A new-born rhinoceros in Kenya has been named Kofi Annan in honour of the former UN Secretary General.
Black rhinos were nearly wiped out by poachers in the 1970s and 80s
Baby Kofi was born at the weekend in the community-owned Ol Choro Oirogua Conservancy in the Maasai Mara reserve.
Mr Annan is trying to mediate between President Mwai Kibaki and opposition leader Raila Odinga, who disputed the results of elections in December.
Kofi's birth comes three months after a new strategy was announced to increase the numbers of endangered rhinos.
Rangers did not say there were any obvious comparisons between Mr Annan and the horned beast, but some have suggested he will need a thick skin to push forward difficult negotiations between Mr Kibaki and Mr Odinga.

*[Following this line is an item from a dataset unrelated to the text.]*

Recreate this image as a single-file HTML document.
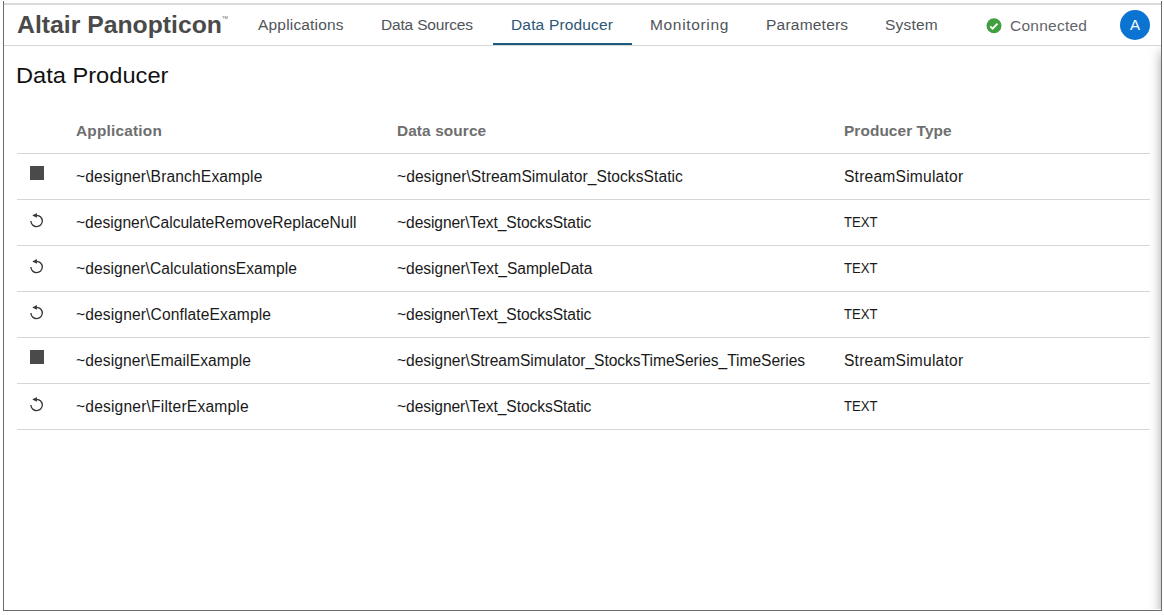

"Thick-skinned Kofi Annan is likely to spend years in the wild," the United Nations said in a statement.
The new strategy to save endangered black rhino seeks to raise numbers from the current 540 to 700 by the year 2011.
Black rhino suffered a catastrophic decline across Africa in the 1970s and 1980s. Numbers plummeted from an estimated 65,000 in 1970 to fewer than 2,500 by 1992.

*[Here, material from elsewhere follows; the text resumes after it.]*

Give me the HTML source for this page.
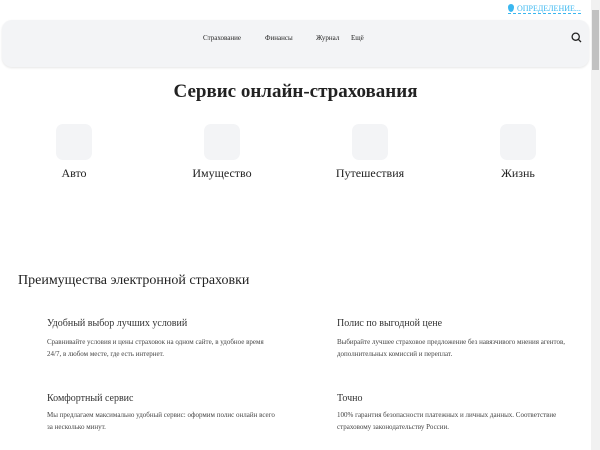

Despite the devastating effects of poaching in the 1970s and 80s, Kenya now has the third largest population of the species after South Africa and Namibia.
A number of white rhinos have also been imported to Kenya from southern Africa to boost rhino numbers generally.
But with the continued threat of habitat destruction, the future of the black rhino is far from guaranteed.